Epiphany 4 – February 2nd and 3rd, 2019 – Matthew 8:23-27
In the Name of Christ Jesus, the Light of the World +
In the Name of Christ Jesus, the Light of the World +
One of the problems with just having readings in the Church is that we miss what comes before the reading, the context, how the stage is set. Last week the healing of the leper and the Centurion's servant was set up by the teaching in the Sermon on the Mount. This week we're still in chapter 8 of Matthew, and Jesus has been healing a bunch of people, including Peter's mother-in-law, but finally, it is so much that Jesus wants to cross the sea to get some rest, to get away from the crowd for a bit. Jesus even laments, “Foxes have holes and birds of the air have nests, but the Son of Man has nowhere to lay His head.” Jesus is true man, and He is just worn out. And then we hear this: “Another of the disciples said to Him, 'Lord, let me first go and bury my father.' And Jesus said to him, ' Follow me, and let the dead bury their own dead.'” That's a heavy, hefty saying. Following Jesus means sacrifice, it means sometimes no longer having a home, it means being made weary in service and love to the neighbor. But think on this – the last thing we hear before our Gospel is Jesus talking about death.

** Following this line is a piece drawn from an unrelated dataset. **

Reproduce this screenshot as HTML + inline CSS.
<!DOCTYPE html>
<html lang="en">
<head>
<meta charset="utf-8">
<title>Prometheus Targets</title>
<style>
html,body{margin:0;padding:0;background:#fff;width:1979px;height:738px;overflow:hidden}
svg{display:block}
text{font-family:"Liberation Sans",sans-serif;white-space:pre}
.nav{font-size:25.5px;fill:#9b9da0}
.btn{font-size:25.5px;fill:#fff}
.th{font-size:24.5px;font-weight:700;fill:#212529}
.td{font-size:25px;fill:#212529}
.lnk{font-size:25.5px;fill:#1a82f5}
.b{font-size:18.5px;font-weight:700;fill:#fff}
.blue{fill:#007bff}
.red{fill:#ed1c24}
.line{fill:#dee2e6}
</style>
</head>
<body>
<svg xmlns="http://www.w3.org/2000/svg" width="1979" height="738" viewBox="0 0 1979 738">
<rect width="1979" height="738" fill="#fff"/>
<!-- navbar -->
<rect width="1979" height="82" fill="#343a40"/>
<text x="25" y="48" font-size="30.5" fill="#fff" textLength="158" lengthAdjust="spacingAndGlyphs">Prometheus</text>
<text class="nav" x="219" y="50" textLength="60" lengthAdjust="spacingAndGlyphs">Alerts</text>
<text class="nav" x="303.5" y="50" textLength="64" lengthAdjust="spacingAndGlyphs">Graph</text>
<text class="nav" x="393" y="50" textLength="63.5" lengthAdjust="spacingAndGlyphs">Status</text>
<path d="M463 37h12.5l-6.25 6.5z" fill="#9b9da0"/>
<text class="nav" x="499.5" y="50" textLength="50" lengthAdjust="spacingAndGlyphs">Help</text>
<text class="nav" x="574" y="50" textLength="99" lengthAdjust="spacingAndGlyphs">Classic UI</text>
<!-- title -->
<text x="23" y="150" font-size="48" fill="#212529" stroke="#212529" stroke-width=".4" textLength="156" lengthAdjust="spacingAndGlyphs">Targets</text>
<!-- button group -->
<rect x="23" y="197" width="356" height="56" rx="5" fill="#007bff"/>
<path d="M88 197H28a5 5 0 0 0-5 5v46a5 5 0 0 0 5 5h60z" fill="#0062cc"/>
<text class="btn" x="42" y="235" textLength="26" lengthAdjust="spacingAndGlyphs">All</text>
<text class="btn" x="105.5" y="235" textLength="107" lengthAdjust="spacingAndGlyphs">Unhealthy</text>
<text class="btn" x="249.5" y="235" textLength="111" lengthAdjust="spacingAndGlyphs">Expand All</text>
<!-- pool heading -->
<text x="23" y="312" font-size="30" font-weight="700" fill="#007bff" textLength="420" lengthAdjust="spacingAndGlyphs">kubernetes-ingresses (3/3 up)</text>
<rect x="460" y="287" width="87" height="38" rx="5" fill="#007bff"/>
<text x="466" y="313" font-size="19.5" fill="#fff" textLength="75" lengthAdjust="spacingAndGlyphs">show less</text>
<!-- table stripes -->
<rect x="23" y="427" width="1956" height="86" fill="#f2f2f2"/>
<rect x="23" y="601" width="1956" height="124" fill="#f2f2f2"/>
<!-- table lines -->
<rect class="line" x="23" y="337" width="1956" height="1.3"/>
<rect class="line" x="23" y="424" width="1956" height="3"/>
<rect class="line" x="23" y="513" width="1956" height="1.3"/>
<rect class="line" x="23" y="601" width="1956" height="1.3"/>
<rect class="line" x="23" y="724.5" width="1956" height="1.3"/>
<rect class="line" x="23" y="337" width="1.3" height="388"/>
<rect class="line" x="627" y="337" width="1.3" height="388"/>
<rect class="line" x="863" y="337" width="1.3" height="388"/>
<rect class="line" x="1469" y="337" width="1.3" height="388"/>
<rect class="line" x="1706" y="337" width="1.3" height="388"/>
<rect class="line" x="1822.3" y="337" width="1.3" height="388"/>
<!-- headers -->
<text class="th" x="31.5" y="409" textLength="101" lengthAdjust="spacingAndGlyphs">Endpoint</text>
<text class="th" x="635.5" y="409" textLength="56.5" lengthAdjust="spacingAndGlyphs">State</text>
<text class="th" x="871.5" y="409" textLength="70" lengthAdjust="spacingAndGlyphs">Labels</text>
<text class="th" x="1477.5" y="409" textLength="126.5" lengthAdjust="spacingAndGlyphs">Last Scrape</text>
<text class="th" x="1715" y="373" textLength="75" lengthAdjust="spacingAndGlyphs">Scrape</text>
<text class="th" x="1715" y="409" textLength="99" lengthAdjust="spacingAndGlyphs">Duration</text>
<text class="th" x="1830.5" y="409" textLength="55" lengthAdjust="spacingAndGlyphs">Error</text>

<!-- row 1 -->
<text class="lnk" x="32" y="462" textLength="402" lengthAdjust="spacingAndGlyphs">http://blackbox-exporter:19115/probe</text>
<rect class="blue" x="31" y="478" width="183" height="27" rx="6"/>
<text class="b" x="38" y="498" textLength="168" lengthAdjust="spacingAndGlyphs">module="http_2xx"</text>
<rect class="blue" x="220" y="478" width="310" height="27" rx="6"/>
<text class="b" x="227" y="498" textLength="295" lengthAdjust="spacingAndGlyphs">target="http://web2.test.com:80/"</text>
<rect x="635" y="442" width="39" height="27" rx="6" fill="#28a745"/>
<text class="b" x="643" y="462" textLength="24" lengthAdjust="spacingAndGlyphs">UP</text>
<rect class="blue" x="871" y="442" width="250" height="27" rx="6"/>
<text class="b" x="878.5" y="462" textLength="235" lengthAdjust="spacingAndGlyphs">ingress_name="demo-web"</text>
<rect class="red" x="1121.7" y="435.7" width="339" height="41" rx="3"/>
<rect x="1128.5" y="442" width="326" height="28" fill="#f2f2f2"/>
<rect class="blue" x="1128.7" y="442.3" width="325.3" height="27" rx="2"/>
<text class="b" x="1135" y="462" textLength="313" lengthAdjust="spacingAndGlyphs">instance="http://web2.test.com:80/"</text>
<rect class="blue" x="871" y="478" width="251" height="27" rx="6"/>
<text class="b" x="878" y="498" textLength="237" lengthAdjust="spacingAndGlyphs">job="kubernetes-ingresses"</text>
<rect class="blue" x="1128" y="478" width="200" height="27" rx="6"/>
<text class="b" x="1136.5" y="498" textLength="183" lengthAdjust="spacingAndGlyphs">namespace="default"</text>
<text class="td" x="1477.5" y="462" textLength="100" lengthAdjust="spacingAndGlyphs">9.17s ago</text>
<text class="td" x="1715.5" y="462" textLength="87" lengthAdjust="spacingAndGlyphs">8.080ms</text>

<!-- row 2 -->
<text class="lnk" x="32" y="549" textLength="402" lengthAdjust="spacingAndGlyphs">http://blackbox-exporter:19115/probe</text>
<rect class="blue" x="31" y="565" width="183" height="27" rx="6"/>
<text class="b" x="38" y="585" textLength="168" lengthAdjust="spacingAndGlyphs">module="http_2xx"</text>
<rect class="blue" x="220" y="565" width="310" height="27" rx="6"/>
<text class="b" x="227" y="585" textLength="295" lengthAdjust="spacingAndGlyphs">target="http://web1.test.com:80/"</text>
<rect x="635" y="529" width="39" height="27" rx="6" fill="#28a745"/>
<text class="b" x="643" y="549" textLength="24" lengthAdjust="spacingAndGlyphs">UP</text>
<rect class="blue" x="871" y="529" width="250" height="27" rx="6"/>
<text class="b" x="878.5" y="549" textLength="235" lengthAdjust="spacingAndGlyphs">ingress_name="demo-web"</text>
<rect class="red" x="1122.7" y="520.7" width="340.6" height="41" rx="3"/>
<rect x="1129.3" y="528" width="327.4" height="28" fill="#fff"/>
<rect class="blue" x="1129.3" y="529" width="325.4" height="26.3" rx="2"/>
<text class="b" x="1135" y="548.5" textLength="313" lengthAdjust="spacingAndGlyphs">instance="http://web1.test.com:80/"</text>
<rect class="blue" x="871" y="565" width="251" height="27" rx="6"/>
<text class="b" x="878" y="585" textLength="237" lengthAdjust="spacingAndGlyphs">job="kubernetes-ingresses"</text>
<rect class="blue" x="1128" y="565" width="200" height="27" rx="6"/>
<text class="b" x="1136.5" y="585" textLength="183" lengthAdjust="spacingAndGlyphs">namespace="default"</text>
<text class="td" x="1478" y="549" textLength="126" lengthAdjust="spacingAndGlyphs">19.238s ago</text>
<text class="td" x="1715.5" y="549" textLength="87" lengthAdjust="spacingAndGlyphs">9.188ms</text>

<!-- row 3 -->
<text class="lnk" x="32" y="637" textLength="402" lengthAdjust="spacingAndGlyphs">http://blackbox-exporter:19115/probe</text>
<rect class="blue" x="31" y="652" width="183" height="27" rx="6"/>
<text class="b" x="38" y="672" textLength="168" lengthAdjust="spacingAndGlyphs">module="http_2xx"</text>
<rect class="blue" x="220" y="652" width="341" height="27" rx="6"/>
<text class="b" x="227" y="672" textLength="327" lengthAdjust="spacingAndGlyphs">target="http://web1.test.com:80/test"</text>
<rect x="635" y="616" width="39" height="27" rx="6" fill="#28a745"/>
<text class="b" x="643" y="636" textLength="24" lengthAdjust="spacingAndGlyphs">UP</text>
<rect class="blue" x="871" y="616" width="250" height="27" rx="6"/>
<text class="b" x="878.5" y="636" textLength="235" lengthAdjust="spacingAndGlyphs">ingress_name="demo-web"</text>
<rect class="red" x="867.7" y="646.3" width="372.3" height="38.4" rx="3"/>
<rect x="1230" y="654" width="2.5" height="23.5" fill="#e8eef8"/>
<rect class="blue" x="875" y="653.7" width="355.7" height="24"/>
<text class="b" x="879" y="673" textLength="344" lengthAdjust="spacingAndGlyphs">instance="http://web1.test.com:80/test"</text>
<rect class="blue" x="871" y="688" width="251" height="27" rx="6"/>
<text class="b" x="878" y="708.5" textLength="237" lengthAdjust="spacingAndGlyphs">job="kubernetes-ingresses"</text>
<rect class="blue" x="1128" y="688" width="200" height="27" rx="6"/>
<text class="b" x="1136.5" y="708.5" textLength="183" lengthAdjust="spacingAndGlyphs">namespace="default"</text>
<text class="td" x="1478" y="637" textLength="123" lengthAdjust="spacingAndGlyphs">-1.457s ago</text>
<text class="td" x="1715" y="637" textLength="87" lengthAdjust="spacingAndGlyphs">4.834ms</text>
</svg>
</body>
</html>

And then Jesus gets into the boat, and the disciples follow Him. Good. But then we hear this: And behold, there arose a great storm on the sea, so that the boat was being swamped by the waves; but He was asleep. Jesus was plum tuckered out. He was out like a light. Again, True God but also True Man. And while He is sleeping in the boat, a storm whips up. And this is an unusual storm – we know this from the “and behold” and the word “great.” Do you know how bad a storm this was, how unusual? Many of Jesus' disciples are seasoned fishermen, folks who lived and worked on the Sea of Galilee, who knew how to handle boats well and knew this sea in particular. And they panic – And they went and woke him, saying, “Save us, LORD, we are perishing.” If you're on an airplane and is hits some turbulence, and the passenger next to you is nervous, that's one thing. If the flight attendants start running up and down the aisle screaming, “We're all going to die!” that's something else. This is a BAD situation.

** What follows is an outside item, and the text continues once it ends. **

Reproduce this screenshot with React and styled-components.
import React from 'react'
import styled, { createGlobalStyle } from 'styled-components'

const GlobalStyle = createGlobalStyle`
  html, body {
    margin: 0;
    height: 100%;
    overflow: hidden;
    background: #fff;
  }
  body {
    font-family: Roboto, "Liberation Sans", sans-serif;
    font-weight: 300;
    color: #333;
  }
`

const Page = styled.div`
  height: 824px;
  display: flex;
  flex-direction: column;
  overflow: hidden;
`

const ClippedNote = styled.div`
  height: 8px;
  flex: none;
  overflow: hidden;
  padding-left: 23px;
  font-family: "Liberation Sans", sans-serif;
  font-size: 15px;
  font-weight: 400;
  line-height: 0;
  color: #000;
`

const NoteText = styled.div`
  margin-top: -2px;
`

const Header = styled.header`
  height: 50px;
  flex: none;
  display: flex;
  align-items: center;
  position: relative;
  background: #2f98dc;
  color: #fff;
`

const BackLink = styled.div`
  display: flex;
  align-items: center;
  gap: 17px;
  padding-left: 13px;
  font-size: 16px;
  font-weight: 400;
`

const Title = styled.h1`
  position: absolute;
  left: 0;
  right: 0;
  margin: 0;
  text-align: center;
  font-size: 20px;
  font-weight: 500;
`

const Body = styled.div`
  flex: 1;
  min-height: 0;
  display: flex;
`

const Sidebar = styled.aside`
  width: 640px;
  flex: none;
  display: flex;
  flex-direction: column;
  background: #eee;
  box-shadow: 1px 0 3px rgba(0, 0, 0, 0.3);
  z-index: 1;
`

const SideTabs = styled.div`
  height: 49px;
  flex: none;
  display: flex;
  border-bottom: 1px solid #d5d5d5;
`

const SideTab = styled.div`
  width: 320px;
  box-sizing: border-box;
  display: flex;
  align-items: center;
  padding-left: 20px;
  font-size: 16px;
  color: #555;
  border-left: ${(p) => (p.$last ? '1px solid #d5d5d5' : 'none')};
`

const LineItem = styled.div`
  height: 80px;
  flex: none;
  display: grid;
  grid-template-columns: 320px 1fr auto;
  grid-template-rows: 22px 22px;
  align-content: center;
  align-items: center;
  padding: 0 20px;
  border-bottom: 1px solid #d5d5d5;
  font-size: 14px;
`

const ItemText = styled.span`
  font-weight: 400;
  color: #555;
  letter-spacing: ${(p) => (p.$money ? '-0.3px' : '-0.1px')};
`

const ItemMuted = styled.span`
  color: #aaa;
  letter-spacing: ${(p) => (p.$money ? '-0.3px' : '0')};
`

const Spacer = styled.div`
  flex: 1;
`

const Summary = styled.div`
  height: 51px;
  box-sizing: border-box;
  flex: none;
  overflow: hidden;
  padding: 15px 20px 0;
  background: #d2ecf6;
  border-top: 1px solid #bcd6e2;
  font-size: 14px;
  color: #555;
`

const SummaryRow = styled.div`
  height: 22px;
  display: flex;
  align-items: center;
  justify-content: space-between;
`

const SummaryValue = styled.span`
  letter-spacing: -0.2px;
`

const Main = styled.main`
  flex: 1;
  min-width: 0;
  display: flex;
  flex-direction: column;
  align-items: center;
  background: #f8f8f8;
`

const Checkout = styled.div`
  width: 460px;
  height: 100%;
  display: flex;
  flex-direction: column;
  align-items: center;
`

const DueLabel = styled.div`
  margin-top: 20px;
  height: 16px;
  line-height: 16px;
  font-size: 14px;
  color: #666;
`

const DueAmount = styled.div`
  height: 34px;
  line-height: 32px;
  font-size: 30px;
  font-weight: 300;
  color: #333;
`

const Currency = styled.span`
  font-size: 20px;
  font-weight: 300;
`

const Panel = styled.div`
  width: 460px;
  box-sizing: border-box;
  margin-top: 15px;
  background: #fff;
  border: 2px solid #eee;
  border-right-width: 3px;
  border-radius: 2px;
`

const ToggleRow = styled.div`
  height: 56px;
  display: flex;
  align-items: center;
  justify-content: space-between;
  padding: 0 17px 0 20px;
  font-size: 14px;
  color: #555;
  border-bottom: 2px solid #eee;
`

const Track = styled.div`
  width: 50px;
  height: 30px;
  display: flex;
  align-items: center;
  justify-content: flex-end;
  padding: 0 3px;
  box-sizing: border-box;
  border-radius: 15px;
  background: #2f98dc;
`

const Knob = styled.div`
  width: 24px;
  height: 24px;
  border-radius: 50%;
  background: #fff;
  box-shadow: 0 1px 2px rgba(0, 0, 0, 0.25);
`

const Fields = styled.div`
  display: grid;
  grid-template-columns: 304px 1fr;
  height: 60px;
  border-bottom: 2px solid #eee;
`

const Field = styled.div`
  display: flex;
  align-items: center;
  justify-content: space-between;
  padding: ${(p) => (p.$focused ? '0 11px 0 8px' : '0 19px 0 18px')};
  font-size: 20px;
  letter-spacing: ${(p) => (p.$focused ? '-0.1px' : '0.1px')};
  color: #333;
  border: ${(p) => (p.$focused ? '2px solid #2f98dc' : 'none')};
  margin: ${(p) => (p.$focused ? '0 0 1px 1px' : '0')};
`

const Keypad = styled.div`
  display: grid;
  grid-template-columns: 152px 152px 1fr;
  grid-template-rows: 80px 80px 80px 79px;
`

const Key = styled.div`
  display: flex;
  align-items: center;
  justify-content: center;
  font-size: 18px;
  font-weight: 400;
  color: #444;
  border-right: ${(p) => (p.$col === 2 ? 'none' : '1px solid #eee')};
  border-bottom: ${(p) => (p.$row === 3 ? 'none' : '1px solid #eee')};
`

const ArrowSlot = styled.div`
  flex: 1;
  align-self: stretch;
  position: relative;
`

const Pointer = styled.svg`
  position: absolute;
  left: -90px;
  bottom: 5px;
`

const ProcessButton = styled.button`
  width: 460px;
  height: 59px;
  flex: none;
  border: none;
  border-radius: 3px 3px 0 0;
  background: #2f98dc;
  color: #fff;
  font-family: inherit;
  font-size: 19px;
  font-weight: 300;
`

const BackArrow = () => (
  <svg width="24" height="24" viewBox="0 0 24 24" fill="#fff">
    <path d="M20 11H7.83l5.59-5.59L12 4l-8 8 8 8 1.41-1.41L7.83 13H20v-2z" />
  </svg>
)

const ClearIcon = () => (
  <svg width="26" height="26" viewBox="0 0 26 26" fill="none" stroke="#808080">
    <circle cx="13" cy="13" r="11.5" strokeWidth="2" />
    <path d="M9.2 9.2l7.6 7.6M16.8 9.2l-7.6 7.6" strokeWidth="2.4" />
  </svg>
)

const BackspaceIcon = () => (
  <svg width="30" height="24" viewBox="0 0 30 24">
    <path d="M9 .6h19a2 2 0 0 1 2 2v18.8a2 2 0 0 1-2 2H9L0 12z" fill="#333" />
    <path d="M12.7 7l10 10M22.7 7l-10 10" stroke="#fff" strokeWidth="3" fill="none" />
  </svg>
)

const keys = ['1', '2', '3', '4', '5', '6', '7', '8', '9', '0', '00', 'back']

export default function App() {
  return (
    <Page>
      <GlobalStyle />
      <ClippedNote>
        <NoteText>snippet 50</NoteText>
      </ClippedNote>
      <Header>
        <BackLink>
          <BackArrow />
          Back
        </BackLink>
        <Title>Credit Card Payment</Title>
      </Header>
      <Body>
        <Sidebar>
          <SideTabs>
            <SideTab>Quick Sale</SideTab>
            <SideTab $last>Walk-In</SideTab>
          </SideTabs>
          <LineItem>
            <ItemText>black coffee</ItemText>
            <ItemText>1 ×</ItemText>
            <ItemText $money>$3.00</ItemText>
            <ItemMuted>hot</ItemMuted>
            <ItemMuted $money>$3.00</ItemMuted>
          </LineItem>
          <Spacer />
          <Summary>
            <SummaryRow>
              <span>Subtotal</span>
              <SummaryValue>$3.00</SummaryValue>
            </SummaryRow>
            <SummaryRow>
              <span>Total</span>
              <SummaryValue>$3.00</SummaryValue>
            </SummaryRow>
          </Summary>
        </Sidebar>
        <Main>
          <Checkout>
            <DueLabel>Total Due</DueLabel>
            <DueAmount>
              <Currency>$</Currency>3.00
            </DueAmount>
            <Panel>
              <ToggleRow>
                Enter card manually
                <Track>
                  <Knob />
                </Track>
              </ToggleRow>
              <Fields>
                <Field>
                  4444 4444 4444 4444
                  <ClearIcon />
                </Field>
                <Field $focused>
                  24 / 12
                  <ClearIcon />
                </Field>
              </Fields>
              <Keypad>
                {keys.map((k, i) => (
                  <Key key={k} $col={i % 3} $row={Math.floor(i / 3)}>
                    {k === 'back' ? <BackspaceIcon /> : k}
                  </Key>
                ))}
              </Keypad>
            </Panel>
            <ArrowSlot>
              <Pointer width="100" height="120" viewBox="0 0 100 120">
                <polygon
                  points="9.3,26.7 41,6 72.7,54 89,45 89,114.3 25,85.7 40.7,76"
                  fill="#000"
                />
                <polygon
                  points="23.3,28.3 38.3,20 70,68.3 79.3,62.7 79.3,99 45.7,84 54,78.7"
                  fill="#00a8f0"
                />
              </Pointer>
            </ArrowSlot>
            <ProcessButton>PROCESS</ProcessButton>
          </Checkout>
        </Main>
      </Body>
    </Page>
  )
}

And He said to them, “Why are you afraid, O you of little faith?” Then He rose and rebuked the winds and the sea, and there was a great calm. If you want to understand how this plays out, think about kids trying to wake up a parent from a nap – where they crack their eyes for a moment, grumble, and then shout out orders, expecting to be obeyed, and then go back to sleep. That's what this is. That “rose” isn't waking up bright eyed and bushy-tailed – it's being shook awake a bit. It's being “roused.” And then Jesus rebukes winds. That word rebuke implies that He acted as though He had authority over them and told them what to do and they did it. Remember the Centurion from last week talking about being under authority – well, Jesus speaks and acts as though the winds and the sea are under His authority. And... they are. They stop. The great storm, the unbelievably big storm suddenly becomes a great calm. This too would have been really eerie to the disciples. You didn't normally have a calm on that sea – in fact, as you were using sails, you generally didn't want a total calm. And Jesus probably falls right back asleep, because He doesn't say another thing. Maybe with a great calm, He can rest.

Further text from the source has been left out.